Womöglich kennt Putin die Buchstaben des NATO-Vertrages besser als die Young Leaders des WEF, die es in Ministerämter geschafft haben (wobei "geschafft haben" eine freundliche Umschreibung ist).

Kurzum: Die NATO tut so, als würde sie der Ukraine gerne helfen, nutzt die Gelegenheit aber um einem der drei Supermächte wirtschaftlich so richtig einen mitzugeben. Und natürlich auch, um den eigenen Wehrtechnikherstellern einen kräftigen Schluck aus der Pulle zu gönnen. Aber eine funktionierende Sicherheitsstrategie für Europa haben wir nicht. Und aus deutsche Sicht ergänze ich steil: Hatten wir auch nie:

Was wir immer für die Stabilität des kalten Krieges hielten, das "Gleichgewicht des Schreckens" galt nicht für die Puffer- und Frontstaaten des kalten Krieges. Das folgt aus der Clausewitz'schen Erkenntnis, das Raum und Zeit zu den wichtigsten Ressourcen eines Krieges gehören. Die Flugzeiten der Atomraketen waren es, die den Atommächten in sicherem Abstand die Sicherheit verschafften, auf einen Angriff noch reagieren zu können. Diese Minuten hatten und haben geostrategische Bedeutung. Diese Minuten lassen Frontstaaten drauf gehen und Mächte auf anderen Kontinenten überleben. 
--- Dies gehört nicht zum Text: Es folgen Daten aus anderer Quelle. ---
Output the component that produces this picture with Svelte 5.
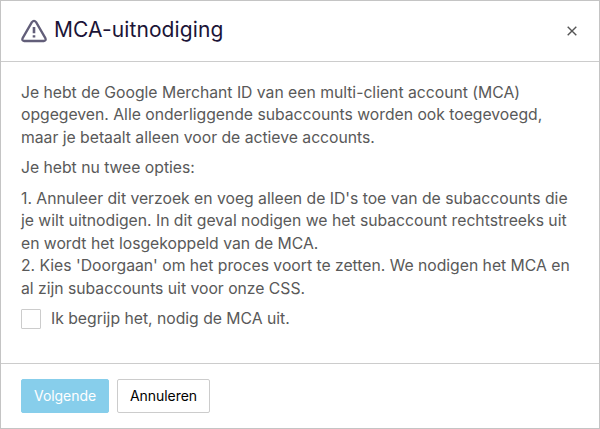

Die Sowjets waren mit ihren Kurzstreckenraketen gegen die Bundesrepublik erstschlagfähig. In dem Sinne, dass wir uns nicht hätten wehren können. Aber andere hätten unsere Vernichtung vergelten können. Das sollten wir als "Abschreckung" kaufen. Aber jetzt lernen wir gerade, wie abwägend sich Regierungen verhalten, wenn es ums Ganze geht. Auch ein Ronald Reagan oder Jimmy Carter hätte nach einem Erstschlag auf uns fragen können: "Sollen wir eine Eskalation bis zu Interkontinentalraketen riskieren, indem wir den Sowjets eine Antwort schicken?" Vielleicht wäre ein bürokratisches Gerangel losgegangen. Ein Abstimmungsmarathon, in dem Frankreich, in der 2. Reihe stehend, ein Veto eingelegt hätte?

Für uns Deutsche folgt daraus: Wir konnten und können uns kaum auf die NATO verlassen. Deshalb müssen wir besonders vorsichtig sein, wenn wir Teil eines großen Spiels werden - oder schon sind.

DAS ist, was mir wirklich Falten in die Stirn treibt. Zumal unsere eigene Wehrfähigkeit von Damen ruiniert wurde, die als Dank dafür Karriere in der Politik machten. Wir werden von der Leyen + Ruder, Kramp-Karrenbauer und Lambrecht natürlich als Rohrkrepiererinnen, als Versagerinnen, als Irrtümer. Aber ebenso gut könnte man sagen: Sie selbst haben den Schaden ja nicht gehabt.

Ostern 1922 überraschten Reichskanzler und Außenminister Rathenau die damaligen G7 Staaten bei ihren Verhandlungen über eine Lockerung der Restriktionen gegen Deutschland und Russland mit dem Rapallo-Vertrag. Beide verzichteten auf Sanktionen gegeneinander und befreiten sich aus den Boykotten der westlichen Kriegsgewinner. Deutschland lieferte der UdSSR die Technik, die es zur Ausbeutung und Verarbeitung seiner Ölvorkommen brauchte. Im Gegenzug bekam es Öl. 

Die Empörung des Westens (und der SPD) war groß. Riesengroß. Frankreich besetzte unter einem Vorwand das Ruhrgebiet. Im Juni des gleichen Jahres wurde Außenminister Rathenau auf der Fahrt ins Ministerium erschossen. Von zwei Typen, die später dem "rechten Lager" zugeschrieben wurden. 

Merke: Wenn Deutschland seine Rolle als Kanonenfutter gegen Sowjets/Russen ablehnt und stattdessen Verständigung mit Russland sucht, kommt es immer zum Moment der Wahrheit.